▶ _GIVEN REQUEST_
All of the material below is to be restated word for word, apart from the pictures.
[Begin]
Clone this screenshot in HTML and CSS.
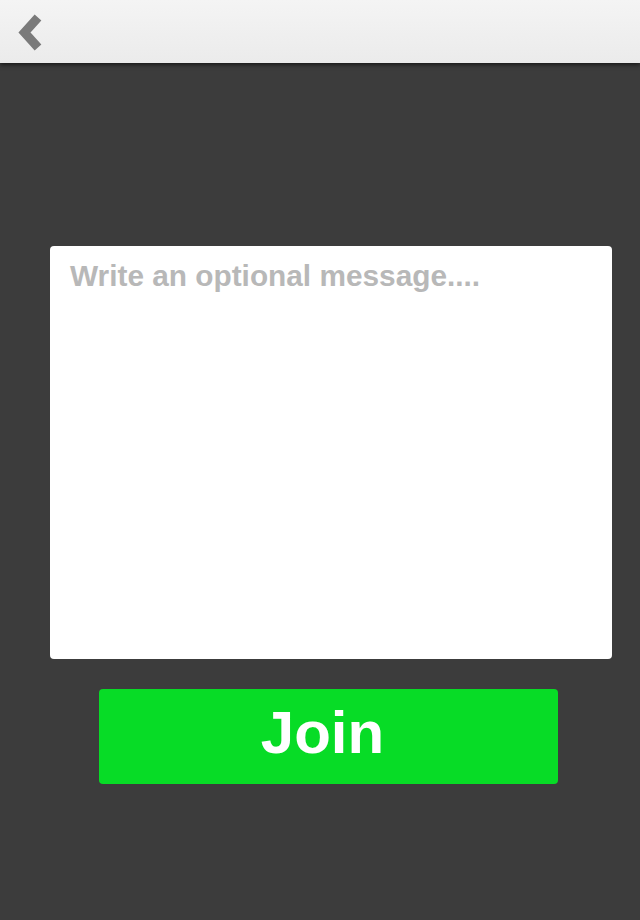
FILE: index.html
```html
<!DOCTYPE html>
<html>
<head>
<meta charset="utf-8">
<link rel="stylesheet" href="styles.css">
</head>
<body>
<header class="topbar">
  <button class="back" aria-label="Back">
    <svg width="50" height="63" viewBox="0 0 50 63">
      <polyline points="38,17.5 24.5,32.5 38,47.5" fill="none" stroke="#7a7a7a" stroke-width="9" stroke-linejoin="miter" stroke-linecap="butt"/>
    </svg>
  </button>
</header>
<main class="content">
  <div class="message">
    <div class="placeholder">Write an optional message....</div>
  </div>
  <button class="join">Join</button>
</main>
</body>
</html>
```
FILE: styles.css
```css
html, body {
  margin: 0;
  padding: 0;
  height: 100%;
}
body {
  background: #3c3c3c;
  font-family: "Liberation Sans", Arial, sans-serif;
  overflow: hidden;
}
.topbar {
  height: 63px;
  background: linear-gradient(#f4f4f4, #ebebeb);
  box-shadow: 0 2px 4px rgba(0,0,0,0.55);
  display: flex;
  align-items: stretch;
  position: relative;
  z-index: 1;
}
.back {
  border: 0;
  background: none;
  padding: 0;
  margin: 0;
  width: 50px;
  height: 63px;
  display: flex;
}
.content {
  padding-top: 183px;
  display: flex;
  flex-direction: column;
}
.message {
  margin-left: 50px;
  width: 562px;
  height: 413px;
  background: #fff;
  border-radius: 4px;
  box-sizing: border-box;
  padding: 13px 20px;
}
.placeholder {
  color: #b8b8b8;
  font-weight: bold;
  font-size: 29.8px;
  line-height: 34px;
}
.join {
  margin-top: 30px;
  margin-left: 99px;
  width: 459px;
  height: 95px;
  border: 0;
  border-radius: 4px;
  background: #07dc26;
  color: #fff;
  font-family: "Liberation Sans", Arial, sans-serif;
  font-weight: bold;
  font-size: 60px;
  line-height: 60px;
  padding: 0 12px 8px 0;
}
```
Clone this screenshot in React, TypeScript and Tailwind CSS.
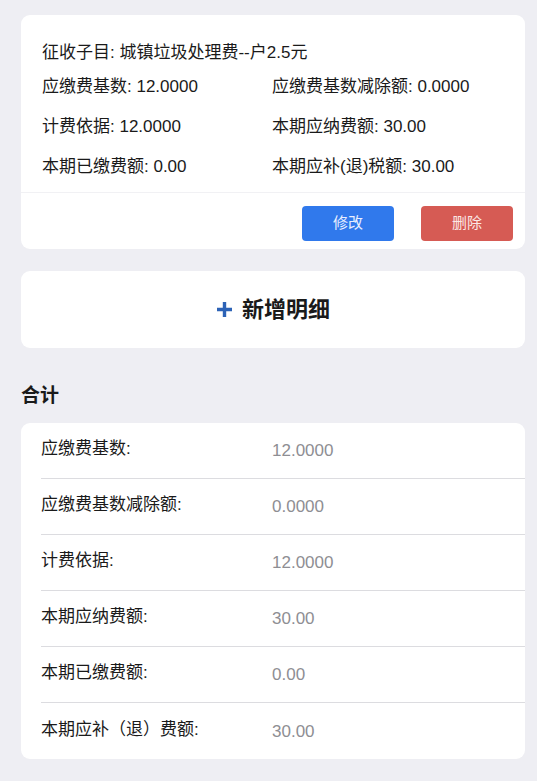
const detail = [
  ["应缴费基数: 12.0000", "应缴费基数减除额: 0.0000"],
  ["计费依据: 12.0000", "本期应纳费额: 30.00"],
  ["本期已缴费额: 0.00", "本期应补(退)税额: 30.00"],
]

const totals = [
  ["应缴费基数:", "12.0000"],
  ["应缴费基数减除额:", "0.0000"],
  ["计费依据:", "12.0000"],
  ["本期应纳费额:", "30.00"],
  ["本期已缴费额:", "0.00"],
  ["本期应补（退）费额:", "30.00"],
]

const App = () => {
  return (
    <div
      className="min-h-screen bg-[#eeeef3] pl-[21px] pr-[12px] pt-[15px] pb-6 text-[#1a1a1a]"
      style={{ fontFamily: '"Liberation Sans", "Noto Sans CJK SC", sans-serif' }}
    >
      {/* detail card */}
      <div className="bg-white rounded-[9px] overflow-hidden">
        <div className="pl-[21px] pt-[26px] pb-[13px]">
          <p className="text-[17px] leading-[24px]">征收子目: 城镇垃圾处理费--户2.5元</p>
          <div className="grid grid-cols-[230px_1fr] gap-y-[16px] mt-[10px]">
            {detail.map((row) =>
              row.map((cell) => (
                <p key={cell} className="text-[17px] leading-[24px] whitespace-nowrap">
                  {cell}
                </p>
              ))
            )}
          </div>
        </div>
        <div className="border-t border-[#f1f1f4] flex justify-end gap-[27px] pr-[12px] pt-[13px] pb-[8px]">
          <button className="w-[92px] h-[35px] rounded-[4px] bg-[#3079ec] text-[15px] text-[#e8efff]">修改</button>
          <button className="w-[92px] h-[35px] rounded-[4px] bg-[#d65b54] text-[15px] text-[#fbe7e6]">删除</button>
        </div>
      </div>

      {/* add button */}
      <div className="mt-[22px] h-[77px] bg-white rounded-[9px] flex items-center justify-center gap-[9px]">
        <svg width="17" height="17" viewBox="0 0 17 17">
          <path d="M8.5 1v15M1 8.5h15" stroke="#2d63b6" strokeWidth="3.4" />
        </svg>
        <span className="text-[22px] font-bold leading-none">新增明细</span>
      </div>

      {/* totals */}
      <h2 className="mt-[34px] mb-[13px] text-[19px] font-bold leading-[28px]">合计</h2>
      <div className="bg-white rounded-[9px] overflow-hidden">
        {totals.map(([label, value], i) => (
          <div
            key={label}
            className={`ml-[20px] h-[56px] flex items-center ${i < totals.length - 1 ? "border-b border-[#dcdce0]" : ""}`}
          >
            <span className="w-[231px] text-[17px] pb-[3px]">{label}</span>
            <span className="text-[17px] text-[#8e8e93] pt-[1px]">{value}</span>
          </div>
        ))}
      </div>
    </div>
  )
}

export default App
[End]
▶ _IN RESPONSE_
Clone this screenshot in HTML and CSS.
FILE: index.html
```html
<!DOCTYPE html>
<html>
<head>
<meta charset="utf-8">
<link rel="stylesheet" href="styles.css">
</head>
<body>
<header class="topbar">
  <button class="back" aria-label="Back">
    <svg width="50" height="63" viewBox="0 0 50 63">
      <polyline points="38,17.5 24.5,32.5 38,47.5" fill="none" stroke="#7a7a7a" stroke-width="9" stroke-linejoin="miter" stroke-linecap="butt"/>
    </svg>
  </button>
</header>
<main class="content">
  <div class="message">
    <div class="placeholder">Write an optional message....</div>
  </div>
  <button class="join">Join</button>
</main>
</body>
</html>
```
FILE: styles.css
```css
html, body {
  margin: 0;
  padding: 0;
  height: 100%;
}
body {
  background: #3c3c3c;
  font-family: "Liberation Sans", Arial, sans-serif;
  overflow: hidden;
}
.topbar {
  height: 63px;
  background: linear-gradient(#f4f4f4, #ebebeb);
  box-shadow: 0 2px 4px rgba(0,0,0,0.55);
  display: flex;
  align-items: stretch;
  position: relative;
  z-index: 1;
}
.back {
  border: 0;
  background: none;
  padding: 0;
  margin: 0;
  width: 50px;
  height: 63px;
  display: flex;
}
.content {
  padding-top: 183px;
  display: flex;
  flex-direction: column;
}
.message {
  margin-left: 50px;
  width: 562px;
  height: 413px;
  background: #fff;
  border-radius: 4px;
  box-sizing: border-box;
  padding: 13px 20px;
}
.placeholder {
  color: #b8b8b8;
  font-weight: bold;
  font-size: 29.8px;
  line-height: 34px;
}
.join {
  margin-top: 30px;
  margin-left: 99px;
  width: 459px;
  height: 95px;
  border: 0;
  border-radius: 4px;
  background: #07dc26;
  color: #fff;
  font-family: "Liberation Sans", Arial, sans-serif;
  font-weight: bold;
  font-size: 60px;
  line-height: 60px;
  padding: 0 12px 8px 0;
}
```
Clone this screenshot in React, TypeScript and Tailwind CSS.
const detail = [
  ["应缴费基数: 12.0000", "应缴费基数减除额: 0.0000"],
  ["计费依据: 12.0000", "本期应纳费额: 30.00"],
  ["本期已缴费额: 0.00", "本期应补(退)税额: 30.00"],
]

const totals = [
  ["应缴费基数:", "12.0000"],
  ["应缴费基数减除额:", "0.0000"],
  ["计费依据:", "12.0000"],
  ["本期应纳费额:", "30.00"],
  ["本期已缴费额:", "0.00"],
  ["本期应补（退）费额:", "30.00"],
]

const App = () => {
  return (
    <div
      className="min-h-screen bg-[#eeeef3] pl-[21px] pr-[12px] pt-[15px] pb-6 text-[#1a1a1a]"
      style={{ fontFamily: '"Liberation Sans", "Noto Sans CJK SC", sans-serif' }}
    >
      {/* detail card */}
      <div className="bg-white rounded-[9px] overflow-hidden">
        <div className="pl-[21px] pt-[26px] pb-[13px]">
          <p className="text-[17px] leading-[24px]">征收子目: 城镇垃圾处理费--户2.5元</p>
          <div className="grid grid-cols-[230px_1fr] gap-y-[16px] mt-[10px]">
            {detail.map((row) =>
              row.map((cell) => (
                <p key={cell} className="text-[17px] leading-[24px] whitespace-nowrap">
                  {cell}
                </p>
              ))
            )}
          </div>
        </div>
        <div className="border-t border-[#f1f1f4] flex justify-end gap-[27px] pr-[12px] pt-[13px] pb-[8px]">
          <button className="w-[92px] h-[35px] rounded-[4px] bg-[#3079ec] text-[15px] text-[#e8efff]">修改</button>
          <button className="w-[92px] h-[35px] rounded-[4px] bg-[#d65b54] text-[15px] text-[#fbe7e6]">删除</button>
        </div>
      </div>

      {/* add button */}
      <div className="mt-[22px] h-[77px] bg-white rounded-[9px] flex items-center justify-center gap-[9px]">
        <svg width="17" height="17" viewBox="0 0 17 17">
          <path d="M8.5 1v15M1 8.5h15" stroke="#2d63b6" strokeWidth="3.4" />
        </svg>
        <span className="text-[22px] font-bold leading-none">新增明细</span>
      </div>

      {/* totals */}
      <h2 className="mt-[34px] mb-[13px] text-[19px] font-bold leading-[28px]">合计</h2>
      <div className="bg-white rounded-[9px] overflow-hidden">
        {totals.map(([label, value], i) => (
          <div
            key={label}
            className={`ml-[20px] h-[56px] flex items-center ${i < totals.length - 1 ? "border-b border-[#dcdce0]" : ""}`}
          >
            <span className="w-[231px] text-[17px] pb-[3px]">{label}</span>
            <span className="text-[17px] text-[#8e8e93] pt-[1px]">{value}</span>
          </div>
        ))}
      </div>
    </div>
  )
}

export default App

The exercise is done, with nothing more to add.